The hydrologic equation is merely a statement of the law of conservation of matter and
mathematically it can be expressed as
| Mass Inflow – Mass Outflow | = Change in Storage
• Inflow includes following quantities
(i) Precipitation
(ii) Surface inflow
(iii) Ground water inflow
(iv) Import.
• Outflow includes following quantities.
(i) Surface outflow
(ii) Ground water outflow
(iii) Export
(iv) Evaporation
(v) Transpiration
(vi) Interception
• All values should have same units only then we can use this equation.
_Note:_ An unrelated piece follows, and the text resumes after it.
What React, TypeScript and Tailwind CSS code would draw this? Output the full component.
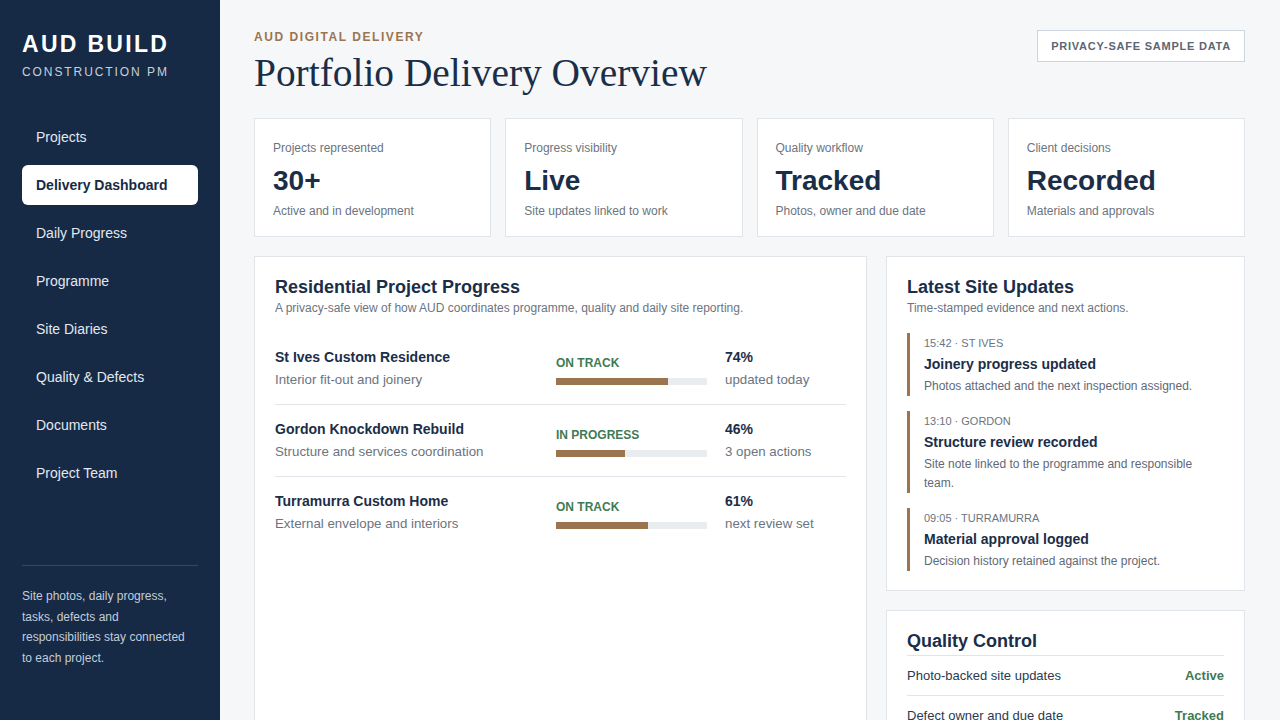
import React from 'react';

const navItems = [
  'Projects',
  'Delivery Dashboard',
  'Daily Progress',
  'Programme',
  'Site Diaries',
  'Quality & Defects',
  'Documents',
  'Project Team',
];

const stats = [
  { label: 'Projects represented', value: '30+', sub: 'Active and in development' },
  { label: 'Progress visibility', value: 'Live', sub: 'Site updates linked to work' },
  { label: 'Quality workflow', value: 'Tracked', sub: 'Photos, owner and due date' },
  { label: 'Client decisions', value: 'Recorded', sub: 'Materials and approvals' },
];

const projects = [
  { name: 'St Ives Custom Residence', scope: 'Interior fit-out and joinery', status: 'ON TRACK', pct: 74, note: 'updated today' },
  { name: 'Gordon Knockdown Rebuild', scope: 'Structure and services coordination', status: 'IN PROGRESS', pct: 46, note: '3 open actions' },
  { name: 'Turramurra Custom Home', scope: 'External envelope and interiors', status: 'ON TRACK', pct: 61, note: 'next review set' },
];

const updates = [
  { meta: '15:42 · ST IVES', title: 'Joinery progress updated', text: 'Photos attached and the next inspection assigned.' },
  { meta: '13:10 · GORDON', title: 'Structure review recorded', text: 'Site note linked to the programme and responsible team.' },
  { meta: '09:05 · TURRAMURRA', title: 'Material approval logged', text: 'Decision history retained against the project.' },
];

const quality = [
  { label: 'Photo-backed site updates', value: 'Active' },
  { label: 'Defect owner and due date', value: 'Tracked' },
  { label: 'Inspection sign-off', value: 'Recorded' },
];

const Sidebar = () => (
  <aside className="w-[220px] shrink-0 h-screen sticky top-0 bg-[#162a45] flex flex-col px-[22px] pt-[31px] pb-[52px]">
    <div className="text-[23px] leading-[26px] font-bold tracking-[0.1em] text-white">AUD BUILD</div>
    <div className="mt-[7px] text-[12px] leading-4 tracking-[0.16em] text-[#c7d0dc]">CONSTRUCTION PM</div>

    <nav className="mt-[37px] flex flex-col gap-2">
      {navItems.map((item) => (
        <div
          key={item}
          className={`h-10 flex items-center px-[14px] rounded-md text-[14px] ${
            item === 'Delivery Dashboard' ? 'bg-white text-[#162a45] font-bold' : 'text-[#e3e8ef]'
          }`}
        >
          {item}
        </div>
      ))}
    </nav>

    <div className="mt-auto border-t border-[#34476a] pt-[20px] text-[12px] leading-[20.5px] text-[#c3cddb]">
      Site photos, daily progress, tasks, defects and responsibilities stay connected to each project.
    </div>
  </aside>
);

const App = () => {
  return (
    <div className="flex min-h-screen bg-[#f5f7f9] font-['Liberation_Sans',Arial,sans-serif] text-[#1b2e48]">
      <Sidebar />

      <main className="flex-1 min-w-0 pl-[34px] pr-[35px] pt-[29px]">
        {/* Header */}
        <div className="flex justify-between items-start">
          <div>
            <div className="text-[12px] leading-4 font-bold tracking-[0.13em] text-[#9b7450]">AUD DIGITAL DELIVERY</div>
            <h1 className="mt-[5px] font-['Liberation_Serif',Georgia,serif] text-[39.4px] leading-[46px] text-[#1b2e48]">
              Portfolio Delivery Overview
            </h1>
          </div>
          <div className="mt-[1px] h-8 px-[13px] flex items-center bg-white border border-[#cfd5dc] text-[11px] font-bold tracking-[0.07em] text-[#5b6675]">
            PRIVACY-SAFE SAMPLE DATA
          </div>
        </div>

        {/* Stats */}
        <div className="mt-[22px] grid grid-cols-4 gap-[14px]">
          {stats.map((s) => (
            <div key={s.label} className="bg-white border border-[#e1e5ea] px-[18px] pt-[21px] pb-[17px]">
              <div className="text-[12px] leading-4 text-[#6b7480]">{s.label}</div>
              <div className="mt-2 text-[28px] leading-[34px] font-bold text-[#1b2e48]">{s.value}</div>
              <div className="mt-[5px] text-[12px] leading-4 text-[#6b7480]">{s.sub}</div>
            </div>
          ))}
        </div>

        {/* Lower */}
        <div className="mt-[19px] grid grid-cols-[minmax(0,1fr)_359px] gap-[19px] pb-8">
          <section className="bg-white border border-[#e1e5ea] px-5 pt-[18px]">
            <h2 className="text-[18px] leading-6 font-bold">Residential Project Progress</h2>
            <p className="mt-[1px] text-[12px] leading-4 text-[#6b7480]">
              A privacy-safe view of how AUD coordinates programme, quality and daily site reporting.
            </p>
            <div className="mt-[17px]">
              {projects.map((p, i) => (
                <div
                  key={p.name}
                  className={`grid grid-cols-[minmax(0,1fr)_151px_121px] gap-[18px] pt-[16px] pb-[14px] ${
                    i < projects.length - 1 ? 'border-b border-[#e1e5ea]' : ''
                  }`}
                >
                  <div>
                    <div className="text-[14px] leading-[17px] font-bold">{p.name}</div>
                    <div className="mt-1 text-[13.3px] leading-5 text-[#6b7480]">{p.scope}</div>
                  </div>
                  <div className="pt-[6px]">
                    <div className="text-[12px] leading-4 font-bold text-[#3f7a55]">{p.status}</div>
                    <div className="mt-[7px] h-[7px] bg-[#e9edf0]">
                      <div className="h-full bg-[#9b7450]" style={{ width: `${p.pct}%` }} />
                    </div>
                  </div>
                  <div>
                    <div className="text-[14px] leading-[17px] font-bold">{p.pct}%</div>
                    <div className="mt-1 text-[13.3px] leading-5 text-[#6b7480]">{p.note}</div>
                  </div>
                </div>
              ))}
            </div>
          </section>

          <div className="flex flex-col gap-[19px]">
            <section className="bg-white border border-[#e1e5ea] px-5 pt-[18px] pb-[19px]">
              <h2 className="text-[18px] leading-6 font-bold">Latest Site Updates</h2>
              <p className="mt-[1px] text-[12px] leading-4 text-[#6b7480]">Time-stamped evidence and next actions.</p>
              <div className="mt-[17px] flex flex-col gap-[15px]">
                {updates.map((u) => (
                  <div key={u.title} className="border-l-[3px] border-[#9b7450] pl-[14px] pt-[2px]">
                    <div className="text-[11px] leading-4 text-[#6b7480]">{u.meta}</div>
                    <div className="mt-1 text-[14px] leading-[18px] font-bold">{u.title}</div>
                    <div className="mt-1 text-[12px] leading-[19px] text-[#5f6977]">{u.text}</div>
                  </div>
                ))}
              </div>
            </section>

            <section className="bg-white border border-[#e1e5ea] px-5 pt-[18px] pb-3">
              <h2 className="text-[18px] leading-6 font-bold pb-[2px] border-b border-[#e1e5ea]">Quality Control</h2>
              {quality.map((q, i) => (
                <div
                  key={q.label}
                  className={`h-10 flex items-center justify-between text-[13px] ${
                    i < quality.length - 1 ? 'border-b border-[#e1e5ea]' : ''
                  }`}
                >
                  <span className="text-[#2a3a50]">{q.label}</span>
                  <span className="font-bold text-[#3f7a55]">{q.value}</span>
                </div>
              ))}
            </section>
          </div>
        </div>
      </main>
    </div>
  );
};

export default App;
Example: A small catchment of area 150 ha received a rainfall of 10.5 cm in 90 minutes
due to a storm. At the outlet of the catchment, the stream draining the catchment was
dry before the storm and experienced a runoff lasting for 10 hours with an average
discharge of 1.5 m3/s. The stream was again dry after the runoff event. (a) What is the
amount of water which was not available to runoff due to combined effect of infiltration,
evaporation and transpiration? What is the ratio of runoff to precipitation?
Solution:
The water budget equation for the catchment in a time ∆t is
R=P–L
where L = Losses = water not available to runoff due to infiltration (causing addition to
soil moisture in the groundwater storage), evaporation, transpiration and surface storage.
In the present case ∆t = duration of the runoff = 10 hours.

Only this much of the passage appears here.